Taxi Ride Generator
Description
Example that counts the rides for each driver. Note that this is implicitly keeping state for each driver. This sort of simple, non-windowed aggregation on an unbounded set of keys will use an unbounded amount of state. When this is an issue, look at the SQL/Table API, or ProcessFunction, or state TTL, all of which provide mechanisms for expiring state for stale keys.
Prerequisites
- JDK 11
- Maven
- IDE (IntelliJ IDEA, Eclipse)
- Flink 1.20.0
Project Structure
.
├── dependency-reduced-pom.xml
├── pom.xml
├── README.md
└── src
└── main
├── java
│ └── org
│ └── apache
│ └── flink
│ └── training
│ ├── examples
│ │ └── ridecount
│ │ └── RideCountExample.java
│ └── exercises
│ └── common
│ ├── datatypes
│ │ ├── RideAndFare.java.bak
│ │ ├── TaxiFare.java
│ │ └── TaxiRide.java
│ ├── sources
│ │ ├── TaxiFareGenerator.java
│ │ └── TaxiRideGenerator.java
│ └── utils
│ ├── DataGenerator.java
│ ├── GeoUtils.java
│ └── MissingSolutionException.java
└── resources
├── log4j
└── log4j.properties.txt
RideCountExample.java
public class RideCountExample {
/**
* Main method.
*
* @throws Exception which occurs during job execution.
*/
public static void main(String[] args) throws Exception {
// set up streaming execution environment
StreamExecutionEnvironment env = StreamExecutionEnvironment.getExecutionEnvironment();
// start the data generator
DataStream<TaxiRide> rides = env.addSource(new TaxiRideGenerator());
// map each ride to a tuple of (driverId, 1)

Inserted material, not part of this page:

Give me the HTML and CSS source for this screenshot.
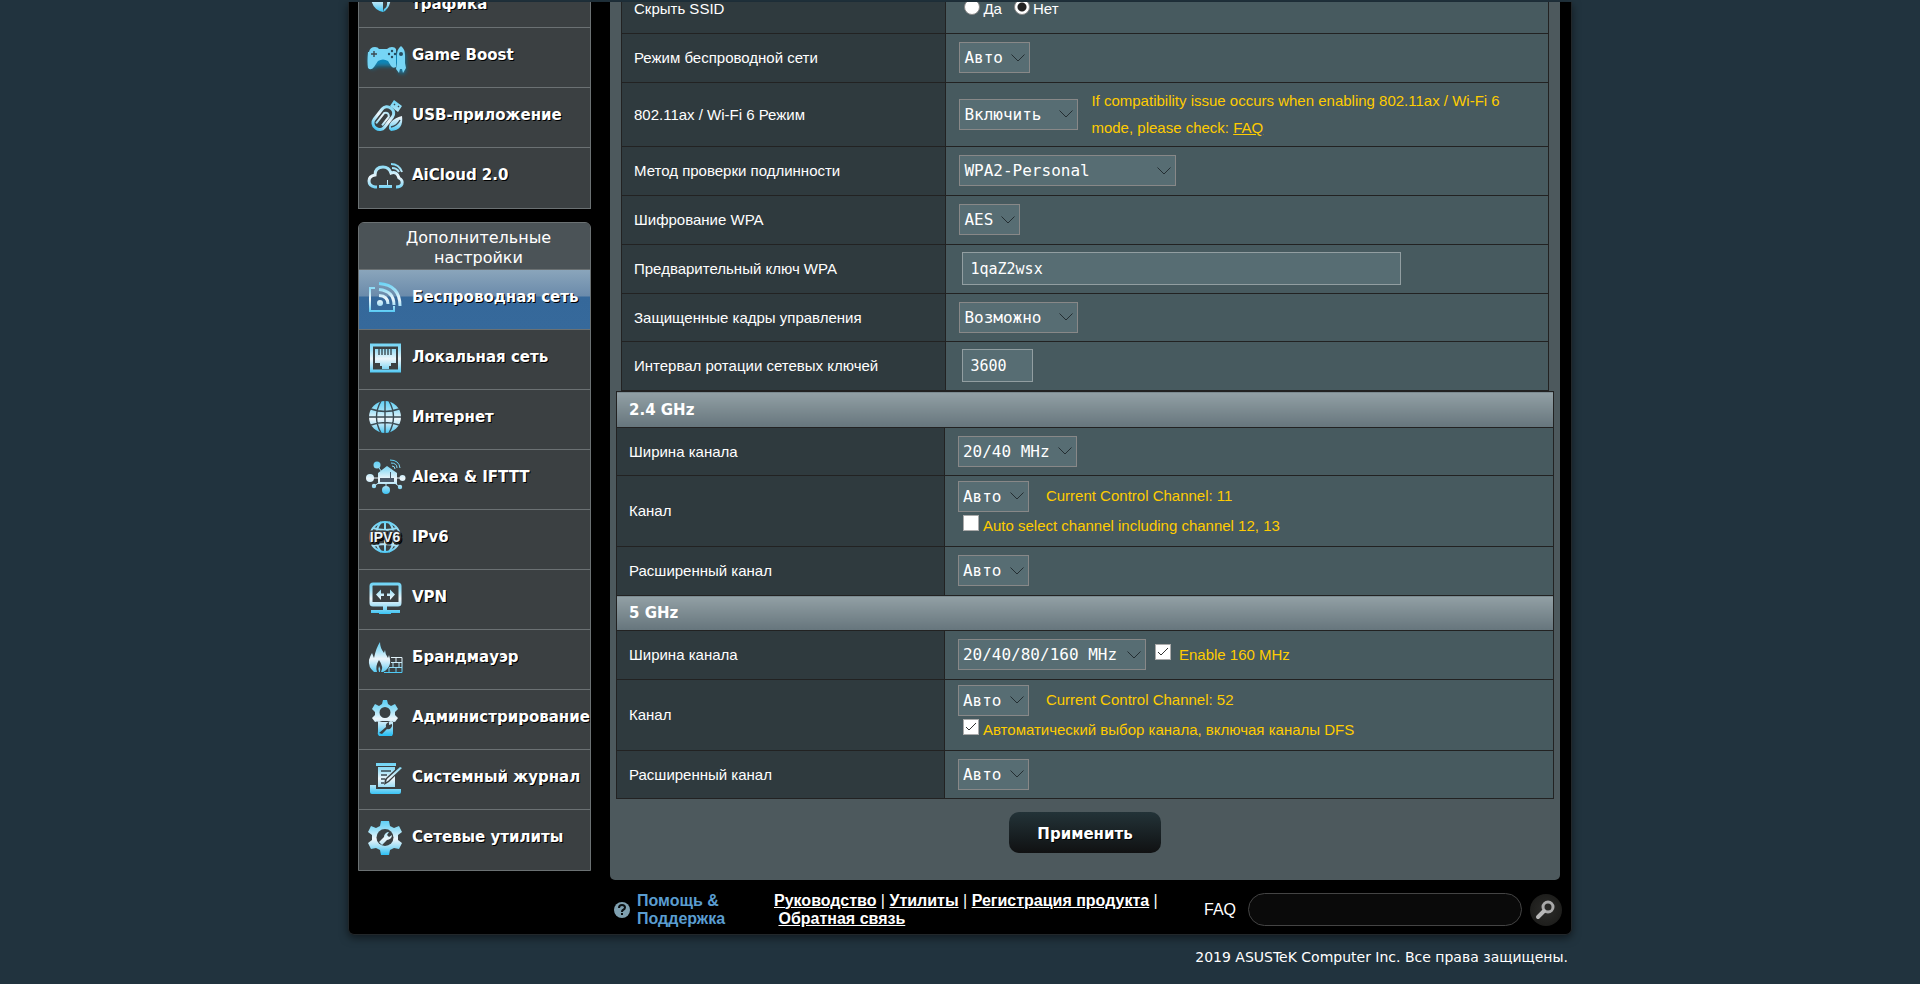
FILE: index.html
```html
<!DOCTYPE html>
<html lang="ru">
<head>
<meta charset="utf-8">
<title>Беспроводная сеть</title>
<link rel="stylesheet" href="styles.css">
</head>
<body>
<svg class="defs" aria-hidden="true">
  <defs>
    <linearGradient id="ice" x1="0" y1="0" x2="0" y2="36" gradientUnits="userSpaceOnUse">
      <stop offset="0" stop-color="#52cdf6"/><stop offset=".3" stop-color="#9adff6"/>
      <stop offset=".55" stop-color="#eef6fb"/><stop offset=".75" stop-color="#a5e0f6"/><stop offset="1" stop-color="#2cc0f4"/>
    </linearGradient>
    <filter id="glow" x="-30%" y="-30%" width="160%" height="160%"><feGaussianBlur stdDeviation="2"/></filter>
  </defs>
</svg>
<div class="page">
  <div class="columns">
    <nav class="sidebar">
      <ul class="menu menu-general">
        <li><a href="#"><svg class="icon" viewBox="0 0 36 36"><path class="f" d="M4 22h12v13Q6 33 4 22zM19 20h5q-1 12-8 15l1-3q5-3 2-12z"/></svg>Анализатор<br>трафика</a></li>
        <li><a href="#"><svg class="icon" viewBox="0 0 36 36"><path filter="url(#glow)" fill="#0d86b8" d="M2 16h36v20h-6V29H10L5 32Q1 30 2 16z"/><path fill="#76d5f5" d="M2 15Q3 10 8 10q3 0 4 2h8q2-2 5-2 3 0 4 2v18q-3 2-5-1l-3-5q-5-3-10 0l-4 6q-3 4-6 1-1-6 0-16zM34 9q4 3 4 9v8l1 5-3 5-1-4h-2l-1 4-3-4 1-6v-8q0-6 4-9z"/><path class="k" d="M4 17h6M7 14v6"/><g fill="#274d60"><circle cx="25" cy="14" r="1.2"/><circle cx="22" cy="17" r="1.2"/><circle cx="28" cy="17" r="1.2"/><circle cx="25" cy="20" r="1.2"/><circle cx="34" cy="17" r="2"/></g></svg>Game Boost</a></li>
        <li><a href="#"><svg class="icon" viewBox="0 0 36 36"><g transform="rotate(38 15 22)"><rect class="s3" x="9" y="8" width="13" height="25" rx="6"/><path class="s2" d="M13 29V16q3-4 6 0v11"/></g><path class="f" d="M27 3l8 6-4 6-8-6zM22 32q-1-9 13-13 2 14-11 15z"/><path class="k" d="M27 7l1 1M31 9l1 1M24 30q6-1 9-7"/></svg>USB-приложение</a></li>
        <li><a href="#"><svg class="icon" viewBox="0 0 36 36"><path class="s3" d="M10 30H8Q2 29 2 24q0-5 6-6 0-8 8-8 6 0 8 6 6-2 8 5 4 2 3 6-1 3-6 3"/><path class="s2" d="M24 7q8 0 11 8M25 11q5 0 7 4"/><path class="f" d="M12 28h8v-5h1v5h4v3H12z"/></svg>AiCloud 2.0</a></li>
      </ul>
      <div class="menu menu-advanced">
        <h2>Дополнительные настройки</h2>
        <ul>
        <li class="active"><a href="#"><svg class="icon" viewBox="0 0 36 36"><path class="s2" d="M8 9H3v23h24v-5"/><circle class="f" cx="13" cy="24" r="3"/><path class="s3" d="M12 4.500Q33 6 33 27M12 10.500Q27 12 27 26M12 16.500Q21 17 21 25"/></svg>Беспроводная сеть</a></li>
        <li><a href="#"><svg class="icon" viewBox="0 0 36 36"><rect class="s3" x="4.500" y="6" width="28" height="26"/><path class="f" d="M8 10h21v14h-5v3h-2v3h-7v-3h-2v-3H8z"/><path class="k" d="M12 10v6M15 10v6M18 10v6M21 10v6M24 10v6"/></svg>Локальная сеть</a></li>
        <li><a href="#"><svg class="icon" viewBox="0 0 36 36"><circle class="f" cx="18" cy="18" r="16"/><path class="k" d="M18 2v32M2 18h32M4 10q14 5 28 0M4 26q14-5 28 0M14 2q-9 16 0 32M22 2q9 16 0 32"/></svg>Интернет</a></li>
        <li><a href="#"><svg class="icon" viewBox="0 0 36 36"><path class="s1" d="M3 19h31M10 6l9 13M19 31V19M7 27l12-8M33 28l-12-9"/><path class="f" d="M11 14l9-7 10 7v11H11z"/><g class="f"><circle cx="3" cy="19" r="4"/><circle cx="10" cy="6" r="3.500"/><circle cx="35.500" cy="19" r="3"/><circle cx="19" cy="31" r="4"/><circle cx="7" cy="27" r="2.200"/><circle cx="33" cy="28" r="2.200"/></g><path fill="#4b5968" d="M13 19h10v-6h1v6h3v4H13z"/><path class="s1" d="M23 1q9 0 10 8M24 4q6 0 6 5M25 7q3 0 3 3"/></svg>Alexa &amp; IFTTT</a></li>
        <li><a href="#"><svg class="icon" viewBox="0 0 36 36"><circle class="s2" cx="18" cy="18" r="15"/><path class="s2" d="M18 3v30M6 9q12 4 24 0M6 27q12-4 24 0M14 3q-5 6-5 15t5 15M22 3q5 6 5 15t-5 15"/><text class="ipv" x="18" y="23" text-anchor="middle">IPV6</text></svg>IPv6</a></li>
        <li><a href="#"><svg class="icon" viewBox="0 0 36 36"><rect class="s3" x="4" y="5" width="29" height="21" rx="2"/><path class="f" d="M4 23h29v3H4zM16 26h4v5h13v3h-9v1H12v-1H4v-3h12zM9 15.500l5-5v4h3v2.500h-3v4zM28 15.500l-5-5v4h-3v2.500h3v4z"/></svg>VPN</a></li>
        <li><a href="#"><svg class="icon" viewBox="0 0 36 36"><path class="f" d="M7 33Q1 28 2 21q1-4 3-7l2 5Q9 9 13 3q0 6 4 11l1-3q0 4 3 8l1-3q4 12-6 17z"/><path fill="#3b4042" d="M10 33q-2-6 2-12 5 7 2 12z"/><path class="f" d="M12 33q-1-4 0-6 2 3 1 6z"/><path class="s1" d="M24 18.500h11v15H17M24 23.500h11M22 28.500h13M29 18v5M32 24v5M26 24v5M29 29v5M22 29v5"/></svg>Брандмауэр</a></li>
        <li><a href="#"><svg class="icon" viewBox="0 0 36 36"><path class="f" fill-rule="evenodd" d="M16 1h4l1 4 3 2 4-2 3 5-3 3v3l3 3-3 4-4-1-3 1h-6l-3-1-4 1-3-4 3-3v-3l-3-3 3-5 4 2 3-2zM18 8a5 5 0 1 0 0 11 5 5 0 1 0 0-11zM11 22h15v13l-1 2H12q-2-2-1-5z"/><path class="kw" d="M12 34l7-6a4 4 0 0 1 3-5v3l3-1a4 4 0 0 1-5 5l-5 5z"/></svg>Администрирование</a></li>
        <li><a href="#"><svg class="icon" viewBox="0 0 36 36"><path class="f" d="M9 4h20v3H9zM11 8h17v20H11zM3 26h6v4h25v3q0 2-2 2H5q-2 0-2-2z"/><path class="k" d="M14 12h10M14 16h6M14 20h4M14 24h3"/><path class="kw" d="M33 6l3 3-14 14-5 3 1-6z"/><path class="f" d="M33 8l2 1-14 13-2 1 1-3z"/></svg>Системный журнал</a></li>
        <li><a href="#"><svg class="icon" viewBox="0 0 36 36"><path class="f" d="M14 2h8l1 5 4 2 5-2 3 6-4 3v5l4 3-3 6-5-1-4 2-1 5h-8l-1-5-4-2-5 1-3-6 4-3v-5l-4-3 3-6 5 2 4-2z"/><circle cx="18" cy="18.500" r="8.500" fill="#3b4042"/><path class="f" d="M12 23l5-5a5 5 0 0 1 5-5l-2 3 2 2 3-2a5 5 0 0 1-5 5l-5 5z"/></svg>Сетевые утилиты</a></li>
        </ul>
      </div>
    </nav>

    <main class="panel">
      <table class="form form-main">
        <tr><th>Скрыть SSID</th><td><div class="field radios"><label><input type="radio" name="hide">Да</label><label><input type="radio" name="hide" checked>Нет</label></div></td></tr>
        <tr><th><label for="mode">Режим беспроводной сети</label></th><td><select id="mode" class="w-s"><option>Авто</option></select></td></tr>
        <tr class="h-note"><th><label for="ax">802.11ax / Wi-Fi 6 Режим</label></th><td><div class="field"><select id="ax" class="w-m"><option>Включить</option></select><p class="note">If compatibility issue occurs when enabling 802.11ax / Wi-Fi 6 mode, please check: <a href="#">FAQ</a></p></div></td></tr>
        <tr><th><label for="auth">Метод проверки подлинности</label></th><td><select id="auth" class="w-xl"><option>WPA2-Personal</option></select></td></tr>
        <tr><th><label for="enc">Шифрование WPA</label></th><td><select id="enc" class="w-xs"><option>AES</option></select></td></tr>
        <tr><th><label for="key">Предварительный ключ WPA</label></th><td><input id="key" class="text text-long" type="text" value="1qaZ2wsx"></td></tr>
        <tr class="h-48"><th><label for="pmf">Защищенные кадры управления</label></th><td><select id="pmf" class="w-m"><option>Возможно</option></select></td></tr>
        <tr><th><label for="rot">Интервал ротации сетевых ключей</label></th><td><input id="rot" class="text text-short" type="text" value="3600"></td></tr>
      </table>
      <table class="form form-band">
        <colgroup><col class="col-label"><col></colgroup>
        <tr class="band band-first"><th colspan="2">2.4 GHz</th></tr>
        <tr class="h-48"><th><label for="w24">Ширина канала</label></th><td><select id="w24" class="w-m"><option>20/40 MHz</option></select></td></tr>
        <tr class="h-two"><th><label for="c24">Канал</label></th><td><div class="field channel"><select id="c24" class="w-s"><option>Авто</option></select><span>Current Control Channel: 11</span></div><label class="check"><input type="checkbox">Auto select channel including channel 12, 13</label></td></tr>
        <tr><th><label for="e24">Расширенный канал</label></th><td><select id="e24" class="w-s"><option>Авто</option></select></td></tr>
        <tr class="band"><th colspan="2">5 GHz</th></tr>
        <tr><th><label for="w5">Ширина канала</label></th><td><div class="field"><select id="w5" class="w-l"><option>20/40/80/160 MHz</option></select><label class="check check-side"><input type="checkbox" checked>Enable 160 MHz</label></div></td></tr>
        <tr class="h-two"><th><label for="c5">Канал</label></th><td><div class="field channel"><select id="c5" class="w-s"><option>Авто</option></select><span>Current Control Channel: 52</span></div><label class="check"><input type="checkbox" checked>Автоматический выбор канала, включая каналы DFS</label></td></tr>
        <tr class="h-48"><th><label for="e5">Расширенный канал</label></th><td><select id="e5" class="w-s"><option>Авто</option></select></td></tr>
      </table>
      <button class="apply" type="button">Применить</button>
    </main>
  </div>

  <footer class="footer">
    <svg class="help-icon" viewBox="0 0 18 18"><circle cx="9" cy="9" r="8" fill="#7fa0b0"/><path d="M6 7q0-3 3-3t3 2.500q0 1.500-2 2.500-1 .5-1 2" fill="none" stroke="#0a0f12" stroke-width="2"/><rect x="8" y="12" width="2" height="2" fill="#0a0f12"/></svg>
    <a class="help" href="#">Помощь &amp; Поддержка</a>
    <p class="links"><a href="#">Руководство</a> | <a href="#">Утилиты</a> | <a href="#">Регистрация продукта</a> | <br>&nbsp;<a href="#">Обратная связь</a></p>
    <label class="faq" for="faq">FAQ</label>
    <input id="faq" class="search" type="text">
    <button class="go" type="button" aria-label="Поиск"><svg viewBox="0 0 32 32"><circle cx="18" cy="13" r="5" fill="none" stroke="#a9a9a9" stroke-width="3"/><path d="M14 17l-6 6" stroke="#b8b8b8" stroke-width="4" stroke-linecap="round"/></svg></button>
  </footer>
</div>
<p class="copyright">2019 ASUSTeK Computer Inc. Все права защищены.</p>
</body>
</html>
```
FILE: styles.css
```css
* { box-sizing: border-box; }
body {
  margin: 0;
  padding-top: 2px;
  background: #21333e;
  color: #fff;
  font: 15px/20px "Liberation Sans", Arial, sans-serif;
}
.defs { position: absolute; width: 0; height: 0; }
.page {
  max-width: 1224px;
  margin: 0 auto;
  padding: 0 11px 0 9px;
  background: #000;
  border: 1px solid #22272a;
  border-top: 0;
  border-radius: 0 0 6px 6px;
  box-shadow: 0 3px 8px rgba(0, 0, 0, .5);
}
.columns { display: flex; gap: 19px; align-items: flex-start; overflow: hidden; }

/* sidebar */
.sidebar { flex: 0 0 233px; margin-top: -35px; }
.menu, .menu ul { margin: 0; padding: 0; list-style: none; }
.menu { border: 1px solid #6b7173; overflow: hidden; background: #3b4042; }
.menu-general { border-top: 0; }
.menu li { height: 60px; border-top: 1px solid #6b7173; }
.menu li:last-child { height: 61px; }
.menu-advanced { margin-top: 13px; border-radius: 6px 6px 0 0; }
.menu h2 {
  margin: 0;
  padding: 5px 26px 1px 34px;
  background: #4b5357;
  font: 16px/20px "DejaVu Sans", Verdana, sans-serif;
  text-align: center;
}
.menu a {
  display: flex;
  align-items: center;
  gap: 9px;
  height: 54px;
  padding-left: 8px;
  color: #fff;
  font: bold 15px/18px "DejaVu Sans", Verdana, sans-serif;
  text-decoration: none;
  white-space: nowrap;
  text-shadow: 1px 1px 0 #000;
}
.menu .active {
  background: linear-gradient(#8aa5bb 0, #6b8bab 26px, #35689a 27px, #36699b 100%);
}
.icon { flex: 0 0 36px; height: 36px; overflow: visible; }
.f { fill: url(#ice); }
.s1, .s2, .s3 { fill: none; stroke: url(#ice); stroke-width: 1; }
.s2 { stroke-width: 2; }
.s3 { stroke-width: 3; }
.k { fill: none; stroke: #3b4a52; stroke-width: 1.4; }
.kw { fill: #3b4042; }
.ipv {
  font: bold 14px "Liberation Sans", Arial, sans-serif;
  fill: #eef6fb;
  stroke: #3b4042;
  stroke-width: 3;
  paint-order: stroke;
}

/* settings panel */
.panel {
  flex: 1;
  margin-top: -18px;
  padding: 0 6px 27px;
  background: #4d595d;
  border-radius: 0 0 5px 5px;
}
.form { border-collapse: collapse; width: 100%; table-layout: fixed; }
.form-main { width: auto; min-width: calc(100% - 10px); margin: 0 5px; }
.form th, .form td {
  height: 49px;
  padding: 0 12px;
  border: 1px solid #222;
  text-align: left;
  font-weight: normal;
}
.form th { background: #2f3a3e; }
.form-main th, .col-label { width: 35%; }
.form td { padding: 0 12px 1px 13px; background: #475a5f; }
.form .h-48 > * { height: 48px; }
.form .h-note > * { height: 64px; }
.form .h-two > * { height: 71px; }
.form .band th {
  height: 35px;
  background: linear-gradient(#92a0a5, #66757c);
  font: bold 15px/20px "DejaVu Sans", Verdana, sans-serif;
}
.form .band-first th { height: 36px; }
.form select, .form .text {
  color: #fff;
  background-color: #576d73;
  border: 1px solid #888;
  border-radius: 0;
  vertical-align: middle;
}
.form select {
  flex: none;
  appearance: none;
  height: 31px;
  padding: 0 0 0 4px;
  font: 16px "DejaVu Sans Mono", "Lucida Console", monospace;
  background-image: url("data:image/svg+xml,%3Csvg xmlns='http://www.w3.org/2000/svg' width='14' height='8'%3E%3Cpath d='M.5.5L7 7 13.500.5' fill='none' stroke='%23242e32'/%3E%3C/svg%3E");
  background-repeat: no-repeat;
  background-position: right 4px center;
}
.form .w-xs { width: 61px; }
.form .w-s { width: 71px; }
.form .w-m { width: 119px; }
.form .w-l { width: 188px; }
.form .w-xl { width: 217px; }
.form .text {
  height: 33px;
  margin-left: 3px;
  padding: 0 7px;
  border-color: #929ea1;
  font: 15px "DejaVu Sans Mono", "Lucida Console", monospace;
}
.form .text-long { width: 439px; }
.form .text-short { width: 71px; }
.field { display: flex; align-items: center; }
.note { max-width: 430px; margin: 0 0 0 13px; line-height: 27px; color: #fc0; }
.note a { color: inherit; }
.channel { color: #fc0; gap: 17px; }
.radios { gap: 7px; }
.radios label { display: flex; align-items: center; gap: 3px; }
.check { display: flex; align-items: center; gap: 4px; height: 29px; margin-left: 5px; color: #fc0; }
.check-side { gap: 8px; margin-left: 9px; }
.form input[type="checkbox"] {
  appearance: none;
  width: 16px;
  height: 16px;
  margin: 0 0 6px;
  border: 1px solid #aaa;
  background: #fff;
}
.form input[type="checkbox"]:checked {
  background: #fff url("data:image/svg+xml,%3Csvg xmlns='http://www.w3.org/2000/svg' width='12' height='10'%3E%3Cpath d='M1 5l3 3 7-7' fill='none' stroke='%23333'/%3E%3C/svg%3E") center no-repeat;
}
.form input[type="radio"] {
  appearance: none;
  width: 16px;
  height: 16px;
  margin: 0 0 3px 5px;
  border: 1px solid #888;
  border-radius: 50%;
  background: #fff;
}
.radios label + label input { margin-left: 0; }
.form input[type="radio"]:checked { background: radial-gradient(#222 4px, #fff 5px); }
.apply {
  display: block;
  width: 152px;
  height: 41px;
  margin: 13px auto 0;
  padding: 2px 0 0;
  border: 0;
  border-radius: 10px;
  background: linear-gradient(#233338, #101112);
  color: #fff;
  font: bold 15px "DejaVu Sans", Verdana, sans-serif;
  text-shadow: 1px 1px 0 #000;
}

/* footer */
.footer {
  display: flex;
  align-items: center;
  height: 54px;
  margin-right: -2px;
  padding: 5px 0 0 255px;
  font-size: 16px;
  line-height: 18px;
}
.help-icon { flex: 0 0 18px; height: 18px; }
.help { width: 143px; padding: 0 40px 0 6px; flex: none; color: #5a9dd0; font-weight: bold; text-decoration: none; }
.links { flex: 1; margin: 0; white-space: nowrap; }
.links a { color: #fff; font-weight: bold; }
.faq { margin-right: 12px; }
.search { width: 274px; height: 33px; padding: 0 14px; border: 1px solid #444; border-radius: 17px; background: #0a0a0a; color: #fff; }
.go { width: 32px; height: 32px; margin: 0 0 0 8px; padding: 0; border: 0; border-radius: 50%; background: radial-gradient(#2c2c2a, #181816); }
.go svg { display: block; }
.copyright {
  max-width: 1224px;
  margin: 12px auto 0;
  padding-right: 4px;
  text-align: right;
  font: 14px/20px "DejaVu Sans", Verdana, sans-serif;
}
```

DataStream<Tuple2<Long, Long>> tuples =
rides.map(
new MapFunction<TaxiRide, Tuple2<Long, Long>>() {
@Override
public Tuple2<Long, Long> map(TaxiRide ride) {
return Tuple2.of(ride.driverId, 1L);
}
});
// partition the stream by the driverId
KeyedStream<Tuple2<Long, Long>, Long> keyedByDriverId = tuples.keyBy(t -> t.f0);
// count the rides for each driver
DataStream<Tuple2<Long, Long>> rideCounts = keyedByDriverId.sum(1);
// we could, in fact, print out any or all of these streams
rideCounts.print();
// run the cleansing pipeline
env.execute("Ride Count");
}
}
Run & Output
(IntelliJ IDEA)
// ...
15> (2013000123,13)
15> (2013000089,13)
2> (2013000102,15)
1> (2013000042,15)
7> (2013000027,10)
4> (2013000180,10)
14> (2013000052,9)
18> (2013000005,11)
26> (2013000129,10)
// ...